Stage 4 of the algorithm runs as follows.
First find out if there are any domains wishing to expand. A domain
wants to expand if its pressure-out function is > 0. In no event
expand domain above DMEM_MAX. If there are no domains to expand, quit.
Sort domains wishing to expand by their pressure-out function and try
to accommodate their expansion requests in the sort order, starting
from the domain with the highest value of pressure-out function and
moving towards domains with lower pressure-out value.
Domain expansion target is normally indicated by DMEM_INCR. However if
domain’s DMEM_SIZE < DMEM_MIN, then the target is expansion to
DMEM_MIN.
Free memory provides the first source for request accommodation.
Free memory supply for all domains is constrained by HOST_RESERVED_HARD
(which is on top of Xen free memory slack, so memory reserved for Xen
free memory slack is left untouched as well).
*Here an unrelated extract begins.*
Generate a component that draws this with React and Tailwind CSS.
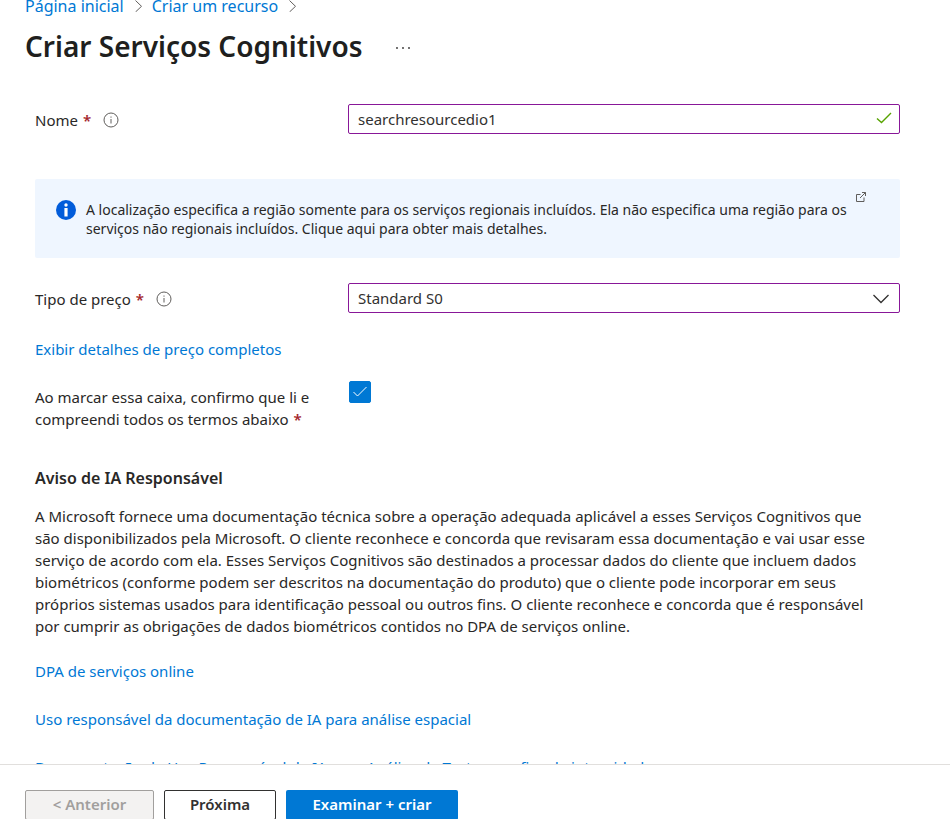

Free memory supply for domains with RATE < RATE_HIGH and
executing above their DMEM_QUOTA is also constrained by
HOST_RESERVED_SOFT.
A domain expands into free memory to the extent possible, as indicated
by pressure-resistance function of host free memory area (note that if
allocation request causes remaining free memory size to cross
HOST_RESERVED_SOFT or HOST_RESERVED_HARD threshold, then the allocation
is performed accounting for such a crossing, i.e. domain pressure-out
may be high enough to push to the threshold, but not necessarily beyond
the threshold.)
If domain expansion request cannot be satisfied at the expense of free
memory, try to satisfy it at the cost of shrinking other domains.
Sort domains (using another vector, distinct from expansion-order
vector) in the order of their pressure-resistance function, starting
from the lowest value towards the highest. Going from the first
(lowest-resistance) element in this vector towards last (highest
resistance), perform the following:
- If shrink-candidates-vec-domain
==
expand-candidates-vec-domain,
skip this shrink-candidates-vec-domain.
- If pressure-resistance(shrink-candidates-vec-domain)
>= pressure-out(expand-candidates-vec-domain),
terminate the
rebalancing process, as even the weakest shrink candidate will not
yield its memory to the strongest expansion candidate.
- Expand expand-candidate-vec-domain
at the cost of shrinking
shrink-candidate-vec-domain.
Total expansion of expand-vec-domain
in the tick cycle cannot exceed
DMEM_INCR, except for domains sized below DMEM_MIN and expanding to
DMEM_MIN.
Total contraction of shrink-vec-domain
in the whole algorithm tick
cannot exceed DMEM_DECR.
Since pressure-resistance function of a domain can increase while
taking memory out of it if the domain reaches the thresholds of
DMEM_QUOTA or DMEM_MIN, pressure-resistance function may need to be
recalculated at this point and shrink-vector
re-sorted (and shrink
candidate scanning re-started from the lowest index again); and
similarly for expansion candidates vector if the expansion crosses the
thresholds of DMEM_QUOTA or DMEM_MIN of the domain being expanded.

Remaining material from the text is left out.